Çocuklar kazıdayken veliler de Necmi Hoca’nın akıcı anlatımıyla dünya ve Türkiye arkeoloji tarihini, Aktopraklık’ın günümüze uzanan öyküsünü dinledi.

Aktopraklık’ın çocuklar için bir diğer sürprizi de Yüksel Dede’nin taş alet yapma gösterisiydi. Dede, Taş Devri’nin “Neden Taş Devri” olarak adlandırıldığını öyle bir gösteriyle anlattı ki çocuklar gözlerini onun usta ellerinden ayıramadı.

Yüksel Hoca, önce Yontma Taş, sonrasında Cilalı Taş Devri gibi belki de saatler sürecek müfredatı iki saatte sadece taş kırıp alet yaparak çocukların hafızasına kazıdı diyebilirim.
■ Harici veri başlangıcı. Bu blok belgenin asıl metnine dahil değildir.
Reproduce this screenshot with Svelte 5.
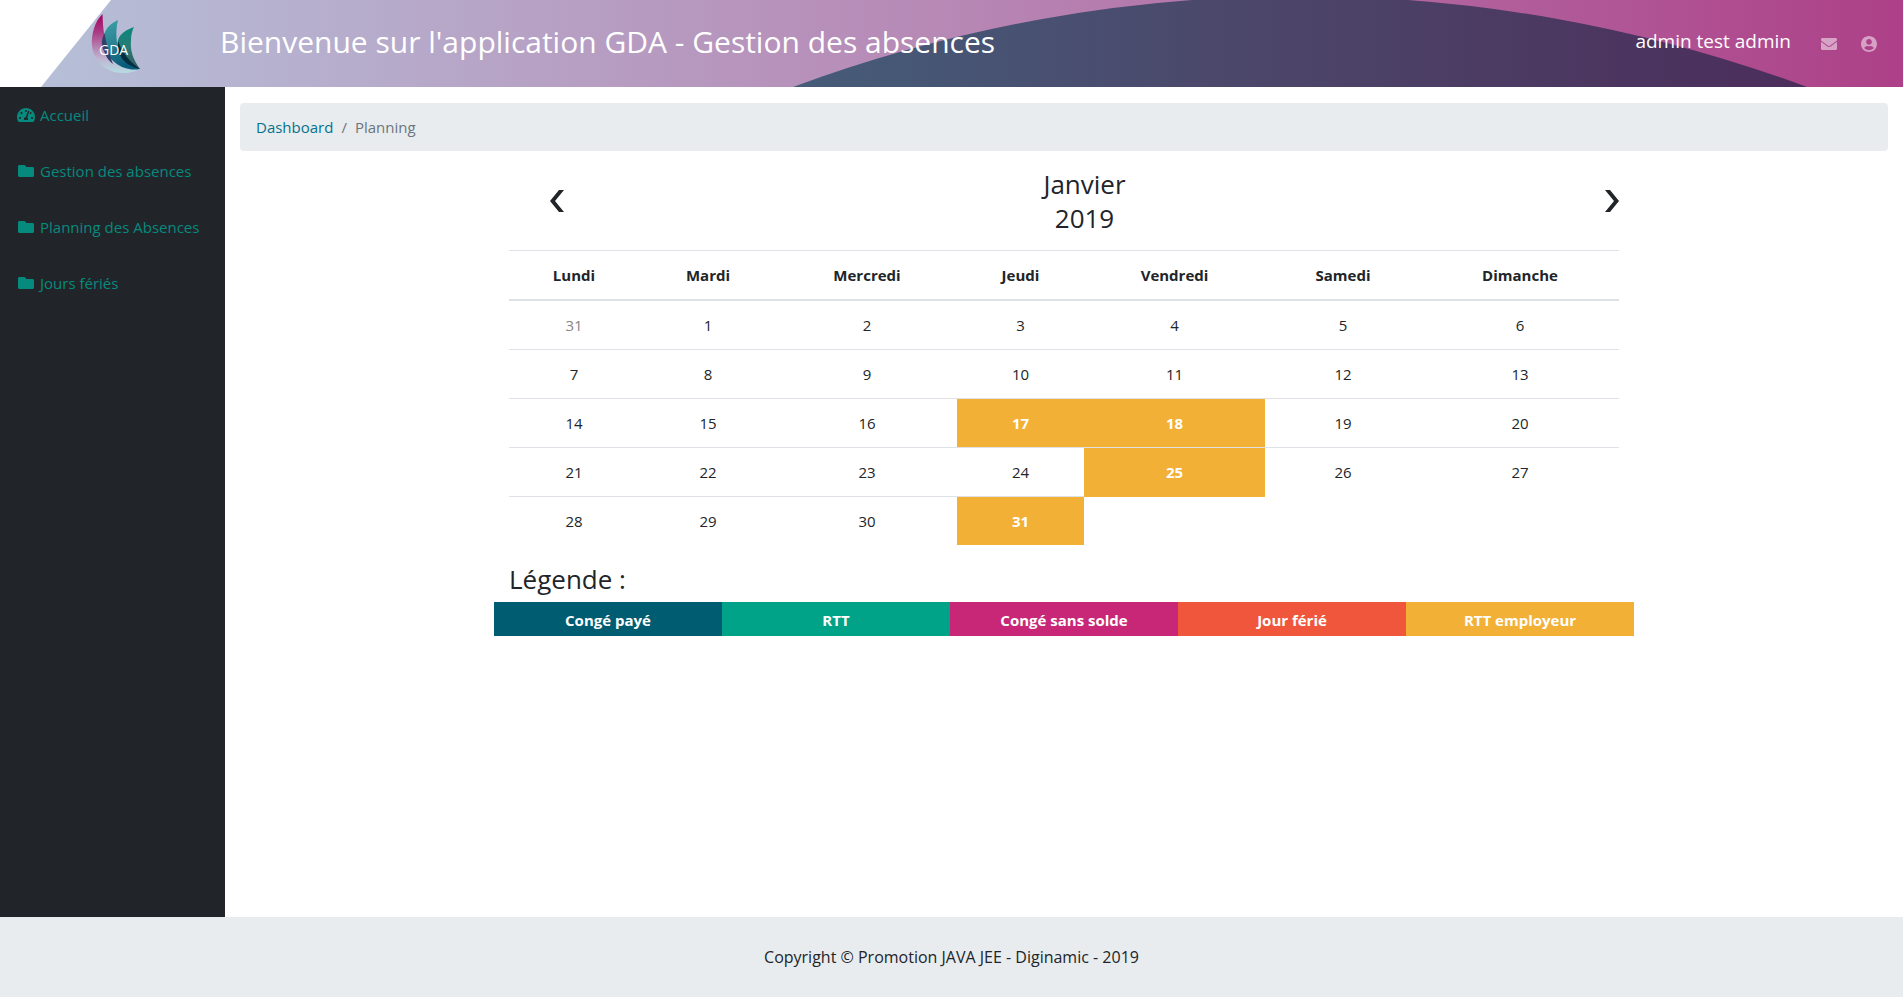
<script>
  const menu = [
    { label: 'Accueil', icon: 'gauge' },
    { label: 'Gestion des absences', icon: 'folder' },
    { label: 'Planning des Absences', icon: 'folder' },
    { label: 'Jours fériés', icon: 'folder' }
  ];

  const columns = [
    { day: 'Lundi', width: 130 },
    { day: 'Mardi', width: 138 },
    { day: 'Mercredi', width: 180 },
    { day: 'Jeudi', width: 127 },
    { day: 'Vendredi', width: 181 },
    { day: 'Samedi', width: 156 },
    { day: 'Dimanche', width: 198 }
  ];

  const employerDays = [17, 18, 25, 31];

  const weeks = [
    [{ n: 31, other: true }, ...range(1, 6)],
    range(7, 13),
    range(14, 20),
    range(21, 27),
    range(28, 31)
  ];

  const legend = [
    { label: 'Congé payé', kind: 'paid' },
    { label: 'RTT', kind: 'rtt' },
    { label: 'Congé sans solde', kind: 'unpaid' },
    { label: 'Jour férié', kind: 'holiday' },
    { label: 'RTT employeur', kind: 'employer' }
  ];

  function range(from, to) {
    return Array.from({ length: to - from + 1 }, (_, i) => ({
      n: from + i,
      employer: employerDays.includes(from + i)
    }));
  }
</script>

<div class="page">
  <header class="topbar">
    <svg class="backdrop" viewBox="0 0 1903 87" preserveAspectRatio="none" aria-hidden="true">
      <defs>
        <linearGradient id="sky" x1="0" x2="1903" y1="0" y2="0" gradientUnits="userSpaceOnUse">
          <stop offset="0" stop-color="#b6c2d9" />
          <stop offset="0.5" stop-color="#b788b5" />
          <stop offset="1" stop-color="#ad4088" />
        </linearGradient>
        <linearGradient id="hill" x1="793" x2="1807" y1="0" y2="0" gradientUnits="userSpaceOnUse">
          <stop offset="0" stop-color="#455c79" />
          <stop offset="0.5" stop-color="#4c4469" />
          <stop offset="1" stop-color="#4b2d5b" />
        </linearGradient>
      </defs>
      <path d="M111 0H1903V87H41Z" fill="url(#sky)" />
      <path d="M793 87A1458 1458 0 0 1 1807 87Z" fill="url(#hill)" />
    </svg>
    <a class="logo" href="#accueil" aria-label="GDA">
      <svg width="50" height="60" viewBox="91 13 50 60">
        <defs>
          <linearGradient id="pink" x1="0" x2="0" y1="0" y2="1">
            <stop offset="0" stop-color="#a3005f" />
            <stop offset="0.3" stop-color="#a93a83" />
            <stop offset="0.75" stop-color="#c0b4d0" />
            <stop offset="1" stop-color="#b5dce3" />
          </linearGradient>
          <linearGradient id="blue" x1="0" x2="0.3" y1="0" y2="1">
            <stop offset="0" stop-color="#3aa3a5" />
            <stop offset="0.5" stop-color="#2b8293" />
            <stop offset="1" stop-color="#075b7a" />
          </linearGradient>
          <linearGradient id="green" x1="0" x2="0" y1="0" y2="1">
            <stop offset="0" stop-color="#06897c" />
            <stop offset="0.5" stop-color="#2b7a75" />
            <stop offset="1" stop-color="#33585f" />
          </linearGradient>
        </defs>
        <path d="M102.500 14C95 21 91 34 92 46C94 62 107 73 123 73C131 73 136 71 140 69C126 68 113 57 107 43C103 34 103 24 102.500 14Z" fill="url(#pink)" />
        <path d="M118 20C106 25 101 36 104 46C109 62 124 72 140 69C128 63 119 55 117 43C116 35 116 28 118 20Z" fill="url(#blue)" />
        <path d="M104.500 33C101 40 101 46 104 51C106 57 109 61 113 64C110 56 107 47 104.500 33Z" fill="#35406a" />
        <path d="M134 27C122 31 116 38 118 46C121 56 129 65 140 69C133 60 130 50 131 40C131 35 132 31 134 27Z" fill="url(#green)" />
        <path d="M118 41C116 55 125 66 140 69C130 62 123 54 118 41Z" fill="#052f40" />
        <text x="99" y="55" class="mark">GDA</text>
      </svg>
    </a>
    <h1>Bienvenue sur l'application GDA - Gestion des absences</h1>
    <span class="user">admin test admin</span>
    <a class="tool" href="#messages" aria-label="Messages">
      <svg width="16" height="16" viewBox="0 0 512 512" fill="currentColor"><path d="M502.300 190.800c3.900-3.100 9.700-.2 9.700 4.700V400c0 26.500-21.500 48-48 48H48c-26.500 0-48-21.500-48-48V195.600c0-5 5.700-7.800 9.700-4.700 22.400 17.400 52.100 39.500 154.100 113.600 21.100 15.400 56.700 47.800 92.200 47.600 35.700.3 72-32.800 92.300-47.600 102-74.100 131.600-96.300 154-113.700zM256 320c23.200.4 56.600-29.200 73.400-41.400 132.700-96.300 142.800-104.700 173.400-128.700 5.800-4.500 9.200-11.500 9.200-18.900v-19c0-26.500-21.500-48-48-48H48c-26.500 0-48 21.500-48 48v19c0 7.400 3.400 14.300 9.200 18.900 30.600 23.900 40.700 32.400 173.400 128.700 16.800 12.200 50.200 41.800 73.400 41.400z" /></svg>
    </a>
    <a class="tool" href="#profil" aria-label="Profil">
      <svg width="16" height="16" viewBox="0 0 496 496" fill="currentColor"><path d="M248 0C111 0 0 111 0 248s111 248 248 248 248-111 248-248S385 0 248 0zm0 96c48.600 0 88 39.400 88 88s-39.400 88-88 88-88-39.400-88-88 39.400-88 88-88zm0 344c-58.700 0-111.300-26.600-146.500-68.200 18.800-35.400 55.600-59.800 98.500-59.800 2.400 0 4.800.4 7.100 1.100 13 4.200 26.600 6.900 40.900 6.900s28-2.700 40.900-6.900c2.300-.7 4.700-1.100 7.100-1.100 42.900 0 79.700 24.400 98.500 59.800C359.300 413.400 306.700 440 248 440z" /></svg>
    </a>
  </header>

  <div class="body">
    <nav class="sidebar" aria-label="Menu principal">
      {#each menu as item}
        <a href="#{item.icon}">
          {#if item.icon === 'gauge'}
            <svg width="18" height="16" viewBox="0 0 576 512" fill="currentColor"><path d="M288 32C128.940 32 0 160.940 0 320c0 52.800 14.250 102.260 39.060 144.800 5.610 9.620 16.300 15.200 27.440 15.200h443c11.140 0 21.830-5.580 27.440-15.200C561.750 422.260 576 372.800 576 320c0-159.060-128.940-288-288-288zm0 64c14.710 0 26.580 10.130 30.320 23.650-1.110 2.260-2.640 4.230-3.450 6.670l-9.220 27.670c-5.130 3.490-10.970 6.010-17.640 6.010-17.670 0-32-14.330-32-32S270.330 96 288 96zM96 384c-17.670 0-32-14.330-32-32s14.330-32 32-32 32 14.330 32 32-14.330 32-32 32zm48-160c-17.670 0-32-14.330-32-32s14.330-32 32-32 32 14.330 32 32-14.330 32-32 32zm246.770-72.410l-61.330 184C343.130 347.330 352 364.540 352 384c0 11.720-3.380 22.550-8.880 32H232.880c-5.500-9.450-8.880-20.280-8.880-32 0-33.940 26.500-61.430 59.900-63.590l61.340-184.010c4.170-12.560 17.730-19.450 30.360-15.170 12.570 4.190 19.350 17.790 15.170 30.360zm14.660 57.200l15.520-46.550c3.470-1.290 7.130-2.230 11.050-2.230 17.670 0 32 14.330 32 32s-14.330 32-32 32c-11.380-.01-21.250-6.100-26.570-15.220zM480 384c-17.670 0-32-14.330-32-32s14.330-32 32-32 32 14.330 32 32-14.330 32-32 32z" /></svg>
          {:else}
            <svg width="18" height="16" viewBox="-32 0 576 512" fill="currentColor"><path d="M464 128H272l-64-64H48C21.490 64 0 85.490 0 112v288c0 26.510 21.490 48 48 48h416c26.510 0 48-21.490 48-48V176c0-26.510-21.490-48-48-48z" /></svg>
          {/if}
          <span>{item.label}</span>
        </a>
      {/each}
    </nav>

    <main>
      <nav class="breadcrumb" aria-label="Fil d'Ariane">
        <a href="#dashboard">Dashboard</a>
        <span>/</span>
        <span>Planning</span>
      </nav>

      <section class="planning">
        <div class="month">
          <button class="prev" aria-label="Mois précédent">
            <svg width="14" height="22" viewBox="0 0 14 22" fill="currentColor"><path d="M9 0H14L5 11L14 22H9L0 11Z" /></svg>
          </button>
          <h2>Janvier<br />2019</h2>
          <button aria-label="Mois suivant">
            <svg width="14" height="22" viewBox="0 0 14 22" fill="currentColor"><path d="M5 0H0L9 11L0 22H5L14 11Z" /></svg>
          </button>
        </div>

        <table>
          <colgroup>
            {#each columns as column}
              <col style="width: {column.width}px" />
            {/each}
          </colgroup>
          <thead>
            <tr>
              {#each columns as column}
                <th scope="col">{column.day}</th>
              {/each}
            </tr>
          </thead>
          <tbody>
            {#each weeks as week}
              <tr>
                {#each week as day}
                  <td class:other={day.other} class:employer={day.employer}>{day.n}</td>
                {/each}
              </tr>
            {/each}
          </tbody>
        </table>

        <h2 class="legend-title">Légende :</h2>
        <ul class="legend">
          {#each legend as entry}
            <li class={entry.kind}>{entry.label}</li>
          {/each}
        </ul>
      </section>
    </main>
  </div>

  <footer>Copyright © Promotion JAVA JEE - Diginamic - 2019</footer>
</div>

<style>
  :global(body) {
    margin: 0;
  }

  .page {
    min-height: 100vh;
    display: flex;
    flex-direction: column;
    background: #fff;
    color: #212529;
    font: 15px/24px "Open Sans", "Noto Sans", sans-serif;
  }

  .page * {
    box-sizing: border-box;
  }

  a {
    text-decoration: none;
  }

  svg {
    display: block;
    flex: none;
  }

  h1,
  h2 {
    margin: 0;
    font-weight: 400;
  }

  .topbar {
    position: relative;
    display: flex;
    align-items: center;
    height: 87px;
    padding: 0 26px 0 91px;
    color: #fff;
  }

  .backdrop {
    position: absolute;
    inset: 0;
    width: 100%;
    height: 100%;
  }

  .logo,
  h1,
  .user,
  .tool {
    position: relative;
  }

  .logo {
    padding-bottom: 2px;
  }

  .mark {
    fill: #fff;
    font-size: 14px;
  }

  h1 {
    flex: 1;
    margin-left: 79px;
    font-size: 30px;
    line-height: 38px;
    padding-bottom: 4px;
  }

  .user {
    margin-right: 14px;
    padding-bottom: 6px;
    font-size: 19px;
  }

  .tool {
    margin-left: 16px;
    color: rgba(255, 255, 255, 0.5);
  }

  .tool + .tool {
    margin-left: 24px;
  }

  .body {
    flex: 1;
    display: flex;
  }

  .sidebar {
    flex: none;
    width: 225px;
    background: #212529;
  }

  .sidebar a {
    display: flex;
    align-items: center;
    gap: 5px;
    padding: 16px 17px;
    color: #068a7e;
    white-space: nowrap;
  }

  main {
    flex: 1;
    min-width: 0;
    padding: 16px 15px;
  }

  .breadcrumb {
    display: flex;
    gap: 8px;
    margin-bottom: 16px;
    padding: 12px 16px;
    border-radius: 4px;
    background: #e8ecef;
    color: #6c757d;
  }

  .breadcrumb a {
    color: #05728c;
  }

  .planning {
    max-width: 1140px;
    margin: 0 auto;
    padding: 0 15px;
  }

  .month {
    display: flex;
    align-items: center;
    justify-content: space-between;
    height: 83px;
    padding-bottom: 16px;
    text-align: center;
  }

  h2 {
    font-size: 26px;
    line-height: 34px;
  }

  button {
    padding: 0;
    border: 0;
    background: none;
    color: inherit;
  }

  .prev {
    padding-left: 41px;
  }

  table {
    width: 100%;
    margin-bottom: 17px;
    border-collapse: collapse;
    table-layout: fixed;
    text-align: center;
  }

  th,
  td {
    padding: 12px;
    border-top: 1px solid #dee2e6;
  }

  th {
    border-bottom: 2px solid #dee2e6;
    font-weight: 700;
  }

  td.other {
    color: #868686;
  }

  td.employer {
    color: #fff;
    font-weight: 700;
  }

  .legend-title {
    margin-bottom: 6px;
  }

  .legend {
    display: flex;
    margin: 0 -15px;
    padding: 0;
    list-style: none;
    color: #fff;
    font-weight: 700;
    text-align: center;
  }

  .legend li {
    flex: 1;
    padding: 6px 0 4px;
  }

  .paid {
    background: #005c71;
  }

  .rtt {
    background: #00a388;
  }

  .unpaid {
    background: #c82777;
  }

  .holiday {
    background: #ef563b;
  }

  .employer {
    background: #f3b036;
    background-clip: padding-box;
  }

  footer {
    padding: 28px 16px;
    background: #e8ecef;
    font-size: 16px;
    text-align: center;
  }
</style>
Obsidiyen artık onlar için bilinmez bir kelime değildi! Bu kadarı bile bir okul gezisi için yeterliyken, Aktopraklık’ın bize sunduğu “şovlar” bitmiyordu.

Höyükteki ilk yerleşimi yansıtan neolitik dönem dal örgü kulübeler, yedi bin yıllık kerpiç evler ile Eskikızılelma Köyü’nden getirilerek yeniden inşa edilen ahşap yapılarla 200 yıllık geleneksel köy, çocuklar için hem saklambaç oynayabilecekleri genişçe bir alan, hem de içlerine girip görerek, dokunarak öğrenebilecekleri bir yaşam demekti.

Çocuklar bu kadar halinden memnunken, lisans ve lisansüstü öğrencilerine ders veren, aynı zamanda Magma Dergisi arkeoloji editörü Doç. Dr. Necmi Karul’a, ilkokul öğrencileriyle bir arada olmak nasıl diye soruyorum. Karul, sorumu içtenlikle yanıtlıyor:

“Çocukların ön yargıları yok, kalıplarla düşünmüyorlar. Öyle şeyler soruyorlar ki doğru kabul ettiğimiz şeyleri biz de sorguluyoruz.”

Bursa Büyükşehir Belediyesi’nin katkılarıyla çocuklar için bir arkeoloji okulundan çok daha fazlasını sunan Aktopraklık için, 4/B’den Kerem Tatlıgil “Keşke bir hafta daha orada kalsak” derken müjdeyi alıyoruz, çok kısa bir süre sonra burada konaklamalı yaz okulları düzenlenecek.

Çiftçiliğe dayalı ilk yerleşik köy yaşantısının başlangıcını araştıran bilimciler, Anadolu’nun bu konuda nasıl bir rol oynadığını anlamak amacıyla, arkeolojik ve biyolojik kanıtların izini Aktopraklık’ta sürüyor. Arkeoloji Okulu, çocukların “Tarih öncesi burada öğrenilir, zaman makinesine ne gerek var” cümlesinin hakkını fazlasıyla veriyor.